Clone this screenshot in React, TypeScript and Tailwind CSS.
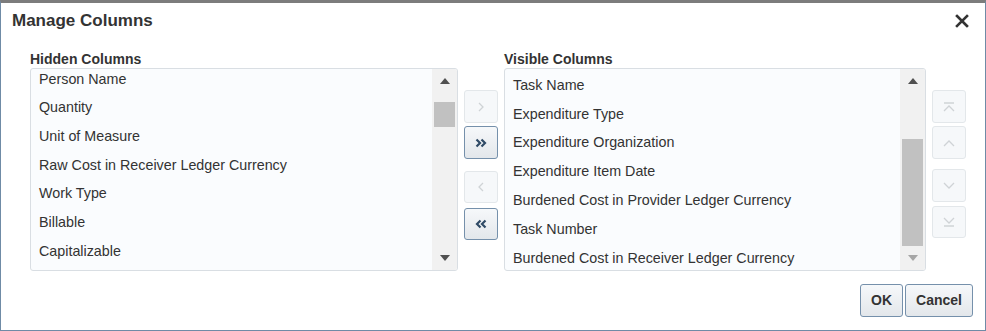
import React from 'react';

const hidden = [
  'Person Name',
  'Quantity',
  'Unit of Measure',
  'Raw Cost in Receiver Ledger Currency',
  'Work Type',
  'Billable',
  'Capitalizable',
];

const visible = [
  'Task Name',
  'Expenditure Type',
  'Expenditure Organization',
  'Expenditure Item Date',
  'Burdened Cost in Provider Ledger Currency',
  'Task Number',
  'Burdened Cost in Receiver Ledger Currency',
];

const font = { fontFamily: '"Liberation Sans", Arial, sans-serif' };

const Up = ({ color }: { color: string }) => (
  <svg width="10" height="6" viewBox="0 0 10 6">
    <path d="M0 6 L5 0 L10 6 Z" fill={color} />
  </svg>
);

const Down = ({ color }: { color: string }) => (
  <svg width="10" height="6" viewBox="0 0 10 6">
    <path d="M0 0 L10 0 L5 6 Z" fill={color} />
  </svg>
);

const ListBox = ({
  items,
  width,
  pitch,
  offset,
  thumbTop,
  thumbH,
  downColor,
}: {
  items: string[];
  width: string;
  pitch: string;
  offset: string;
  thumbTop: string;
  thumbH: string;
  downColor: string;
}) => (
  <div className={`${width} h-[203px] flex border border-[#d9dee3] rounded-[3px] bg-[#fafcfe] overflow-hidden`}>
    <div className={`flex-1 ${offset}`}>
      {items.map((t) => (
        <div key={t} className={`${pitch} flex items-center pl-[8px] text-[14.3px] text-[#333]`}>
          {t}
        </div>
      ))}
    </div>
    <div className="w-[25px] h-full bg-[#f1f1f1] flex flex-col items-center relative">
      <div className="h-[24px] flex items-center justify-center">
        <Up color="#505050" />
      </div>
      <div className={`absolute left-[2px] right-[2px] bg-[#c1c1c1] ${thumbTop} ${thumbH}`} />
      <div className="flex-1" />
      <div className="h-[24px] flex items-center justify-center">
        <Down color={downColor} />
      </div>
    </div>
  </div>
);

const ShuttleButton = ({
  enabled,
  children,
  className,
}: {
  enabled?: boolean;
  children: React.ReactNode;
  className?: string;
}) => (
  <div
    className={`w-[34px] flex items-center justify-center rounded-[3px] border ${
      enabled
        ? 'border-[#7590ab] bg-gradient-to-b from-[#f6f8fa] to-[#e3e7eb]'
        : 'border-[#e3e7ea] bg-[#f6f8fa]'
    } ${className ?? ''}`}
  >
    {children}
  </div>
);

const stroke = (enabled: boolean) => (enabled ? '#2f4a66' : '#cfd3d6');

export default function App() {
  return (
    <div
      style={font}
      className="w-[986px] h-[331px] bg-white border-t-[3px] border-t-[#7c7c7c] border-x border-b border-x-[#6f8ba6] border-b-[#6f8ba6] flex flex-col"
    >
      <div className="h-[34px] flex items-center justify-between pt-[2px] pl-[11px] pr-[16px]">
        <span className="text-[17px] font-bold text-[#333]">Manage Columns</span>
        <svg width="14" height="14" viewBox="0 0 14 14">
          <path d="M2 2 L12 12 M12 2 L2 12" stroke="#333" strokeWidth="2.6" strokeLinecap="square" />
        </svg>
      </div>

      <div className="flex items-start pl-[29px]">
        <div className="flex flex-col">
          <div className="h-[31px] flex items-end pb-[1px] text-[14px] leading-[16px] font-bold text-[#333]">
            Hidden Columns
          </div>
          <ListBox
            items={hidden}
            width="w-[428px]"
            pitch="h-[28.67px]"
            offset="-mt-[4px]"
            thumbTop="top-[33px]"
            thumbH="h-[25px]"
            downColor="#505050"
          />
        </div>

        <div className="flex flex-col mx-[6px] mt-[53px]">
          <ShuttleButton className="h-[33px]">
            <svg width="10" height="12" viewBox="0 0 10 12">
              <path d="M3 2 L7 6 L3 10" stroke={stroke(false)} strokeWidth="1.3" fill="none" />
            </svg>
          </ShuttleButton>
          <ShuttleButton enabled className="h-[33px] mt-[3px]">
            <svg width="14" height="12" viewBox="0 0 14 12">
              <path d="M2.5 2.5 L6 6 L2.5 9.5 M7.5 2.5 L11 6 L7.5 9.5" stroke={stroke(true)} strokeWidth="2.2" fill="none" />
            </svg>
          </ShuttleButton>
          <ShuttleButton className="h-[32px] mt-[12px]">
            <svg width="10" height="12" viewBox="0 0 10 12">
              <path d="M7 2 L3 6 L7 10" stroke={stroke(false)} strokeWidth="1.3" fill="none" />
            </svg>
          </ShuttleButton>
          <ShuttleButton enabled className="h-[32px] mt-[5px]">
            <svg width="14" height="12" viewBox="0 0 14 12">
              <path d="M11.5 2.5 L8 6 L11.5 9.5 M6.5 2.5 L3 6 L6.5 9.5" stroke={stroke(true)} strokeWidth="2.2" fill="none" />
            </svg>
          </ShuttleButton>
        </div>

        <div className="flex flex-col">
          <div className="h-[31px] flex items-end pb-[1px] text-[14px] leading-[16px] font-bold text-[#333]">
            Visible Columns
          </div>
          <ListBox
            items={visible}
            width="w-[422px]"
            pitch="h-[28.83px]"
            offset="pt-[2px]"
            thumbTop="top-[70px]"
            thumbH="h-[107px]"
            downColor="#a6a6a6"
          />
        </div>

        <div className="flex flex-col ml-[6px] mt-[53px]">
          <ShuttleButton className="h-[33px]">
            <svg width="14" height="12" viewBox="0 0 14 12">
              <path d="M2 2 L12 2 M2 10 L7 5 L12 10" stroke={stroke(false)} strokeWidth="1.3" fill="none" />
            </svg>
          </ShuttleButton>
          <ShuttleButton className="h-[33px] mt-[3px]">
            <svg width="14" height="12" viewBox="0 0 14 12">
              <path d="M2 9 L7 4 L12 9" stroke={stroke(false)} strokeWidth="1.3" fill="none" />
            </svg>
          </ShuttleButton>
          <ShuttleButton className="h-[33px] mt-[10px]">
            <svg width="14" height="12" viewBox="0 0 14 12">
              <path d="M2 3 L7 8 L12 3" stroke={stroke(false)} strokeWidth="1.3" fill="none" />
            </svg>
          </ShuttleButton>
          <ShuttleButton className="h-[32px] mt-[4px]">
            <svg width="14" height="12" viewBox="0 0 14 12">
              <path d="M2 2 L7 7 L12 2 M2 10 L12 10" stroke={stroke(false)} strokeWidth="1.3" fill="none" />
            </svg>
          </ShuttleButton>
        </div>
      </div>

      <div className="flex justify-end gap-[2px] pr-[12px] mt-[13px]">
        <button className="w-[43px] h-[33px] rounded-[3px] border border-[#7590ab] bg-gradient-to-b from-[#f6f8fa] to-[#e3e7eb] text-[14px] font-bold text-[#333]">
          OK
        </button>
        <button className="w-[68px] h-[33px] rounded-[3px] border border-[#7590ab] bg-gradient-to-b from-[#f6f8fa] to-[#e3e7eb] text-[14px] font-bold text-[#333]">
          Cancel
        </button>
      </div>
    </div>
  );
}
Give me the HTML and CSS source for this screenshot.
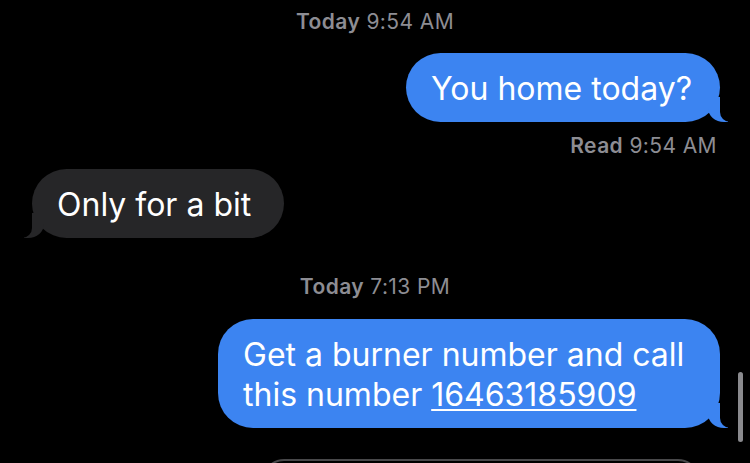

########################################

(STATED PROBLEM): Repeat each record exactly, with the pictures left out.

(RIGHT ANSWER):
Clone this screenshot in React, TypeScript and Tailwind CSS.
import React from 'react';

const hidden = [
  'Person Name',
  'Quantity',
  'Unit of Measure',
  'Raw Cost in Receiver Ledger Currency',
  'Work Type',
  'Billable',
  'Capitalizable',
];

const visible = [
  'Task Name',
  'Expenditure Type',
  'Expenditure Organization',
  'Expenditure Item Date',
  'Burdened Cost in Provider Ledger Currency',
  'Task Number',
  'Burdened Cost in Receiver Ledger Currency',
];

const font = { fontFamily: '"Liberation Sans", Arial, sans-serif' };

const Up = ({ color }: { color: string }) => (
  <svg width="10" height="6" viewBox="0 0 10 6">
    <path d="M0 6 L5 0 L10 6 Z" fill={color} />
  </svg>
);

const Down = ({ color }: { color: string }) => (
  <svg width="10" height="6" viewBox="0 0 10 6">
    <path d="M0 0 L10 0 L5 6 Z" fill={color} />
  </svg>
);

const ListBox = ({
  items,
  width,
  pitch,
  offset,
  thumbTop,
  thumbH,
  downColor,
}: {
  items: string[];
  width: string;
  pitch: string;
  offset: string;
  thumbTop: string;
  thumbH: string;
  downColor: string;
}) => (
  <div className={`${width} h-[203px] flex border border-[#d9dee3] rounded-[3px] bg-[#fafcfe] overflow-hidden`}>
    <div className={`flex-1 ${offset}`}>
      {items.map((t) => (
        <div key={t} className={`${pitch} flex items-center pl-[8px] text-[14.3px] text-[#333]`}>
          {t}
        </div>
      ))}
    </div>
    <div className="w-[25px] h-full bg-[#f1f1f1] flex flex-col items-center relative">
      <div className="h-[24px] flex items-center justify-center">
        <Up color="#505050" />
      </div>
      <div className={`absolute left-[2px] right-[2px] bg-[#c1c1c1] ${thumbTop} ${thumbH}`} />
      <div className="flex-1" />
      <div className="h-[24px] flex items-center justify-center">
        <Down color={downColor} />
      </div>
    </div>
  </div>
);

const ShuttleButton = ({
  enabled,
  children,
  className,
}: {
  enabled?: boolean;
  children: React.ReactNode;
  className?: string;
}) => (
  <div
    className={`w-[34px] flex items-center justify-center rounded-[3px] border ${
      enabled
        ? 'border-[#7590ab] bg-gradient-to-b from-[#f6f8fa] to-[#e3e7eb]'
        : 'border-[#e3e7ea] bg-[#f6f8fa]'
    } ${className ?? ''}`}
  >
    {children}
  </div>
);

const stroke = (enabled: boolean) => (enabled ? '#2f4a66' : '#cfd3d6');

export default function App() {
  return (
    <div
      style={font}
      className="w-[986px] h-[331px] bg-white border-t-[3px] border-t-[#7c7c7c] border-x border-b border-x-[#6f8ba6] border-b-[#6f8ba6] flex flex-col"
    >
      <div className="h-[34px] flex items-center justify-between pt-[2px] pl-[11px] pr-[16px]">
        <span className="text-[17px] font-bold text-[#333]">Manage Columns</span>
        <svg width="14" height="14" viewBox="0 0 14 14">
          <path d="M2 2 L12 12 M12 2 L2 12" stroke="#333" strokeWidth="2.6" strokeLinecap="square" />
        </svg>
      </div>

      <div className="flex items-start pl-[29px]">
        <div className="flex flex-col">
          <div className="h-[31px] flex items-end pb-[1px] text-[14px] leading-[16px] font-bold text-[#333]">
            Hidden Columns
          </div>
          <ListBox
            items={hidden}
            width="w-[428px]"
            pitch="h-[28.67px]"
            offset="-mt-[4px]"
            thumbTop="top-[33px]"
            thumbH="h-[25px]"
            downColor="#505050"
          />
        </div>

        <div className="flex flex-col mx-[6px] mt-[53px]">
          <ShuttleButton className="h-[33px]">
            <svg width="10" height="12" viewBox="0 0 10 12">
              <path d="M3 2 L7 6 L3 10" stroke={stroke(false)} strokeWidth="1.3" fill="none" />
            </svg>
          </ShuttleButton>
          <ShuttleButton enabled className="h-[33px] mt-[3px]">
            <svg width="14" height="12" viewBox="0 0 14 12">
              <path d="M2.5 2.5 L6 6 L2.5 9.5 M7.5 2.5 L11 6 L7.5 9.5" stroke={stroke(true)} strokeWidth="2.2" fill="none" />
            </svg>
          </ShuttleButton>
          <ShuttleButton className="h-[32px] mt-[12px]">
            <svg width="10" height="12" viewBox="0 0 10 12">
              <path d="M7 2 L3 6 L7 10" stroke={stroke(false)} strokeWidth="1.3" fill="none" />
            </svg>
          </ShuttleButton>
          <ShuttleButton enabled className="h-[32px] mt-[5px]">
            <svg width="14" height="12" viewBox="0 0 14 12">
              <path d="M11.5 2.5 L8 6 L11.5 9.5 M6.5 2.5 L3 6 L6.5 9.5" stroke={stroke(true)} strokeWidth="2.2" fill="none" />
            </svg>
          </ShuttleButton>
        </div>

        <div className="flex flex-col">
          <div className="h-[31px] flex items-end pb-[1px] text-[14px] leading-[16px] font-bold text-[#333]">
            Visible Columns
          </div>
          <ListBox
            items={visible}
            width="w-[422px]"
            pitch="h-[28.83px]"
            offset="pt-[2px]"
            thumbTop="top-[70px]"
            thumbH="h-[107px]"
            downColor="#a6a6a6"
          />
        </div>

        <div className="flex flex-col ml-[6px] mt-[53px]">
          <ShuttleButton className="h-[33px]">
            <svg width="14" height="12" viewBox="0 0 14 12">
              <path d="M2 2 L12 2 M2 10 L7 5 L12 10" stroke={stroke(false)} strokeWidth="1.3" fill="none" />
            </svg>
          </ShuttleButton>
          <ShuttleButton className="h-[33px] mt-[3px]">
            <svg width="14" height="12" viewBox="0 0 14 12">
              <path d="M2 9 L7 4 L12 9" stroke={stroke(false)} strokeWidth="1.3" fill="none" />
            </svg>
          </ShuttleButton>
          <ShuttleButton className="h-[33px] mt-[10px]">
            <svg width="14" height="12" viewBox="0 0 14 12">
              <path d="M2 3 L7 8 L12 3" stroke={stroke(false)} strokeWidth="1.3" fill="none" />
            </svg>
          </ShuttleButton>
          <ShuttleButton className="h-[32px] mt-[4px]">
            <svg width="14" height="12" viewBox="0 0 14 12">
              <path d="M2 2 L7 7 L12 2 M2 10 L12 10" stroke={stroke(false)} strokeWidth="1.3" fill="none" />
            </svg>
          </ShuttleButton>
        </div>
      </div>

      <div className="flex justify-end gap-[2px] pr-[12px] mt-[13px]">
        <button className="w-[43px] h-[33px] rounded-[3px] border border-[#7590ab] bg-gradient-to-b from-[#f6f8fa] to-[#e3e7eb] text-[14px] font-bold text-[#333]">
          OK
        </button>
        <button className="w-[68px] h-[33px] rounded-[3px] border border-[#7590ab] bg-gradient-to-b from-[#f6f8fa] to-[#e3e7eb] text-[14px] font-bold text-[#333]">
          Cancel
        </button>
      </div>
    </div>
  );
}
Give me the HTML and CSS source for this screenshot.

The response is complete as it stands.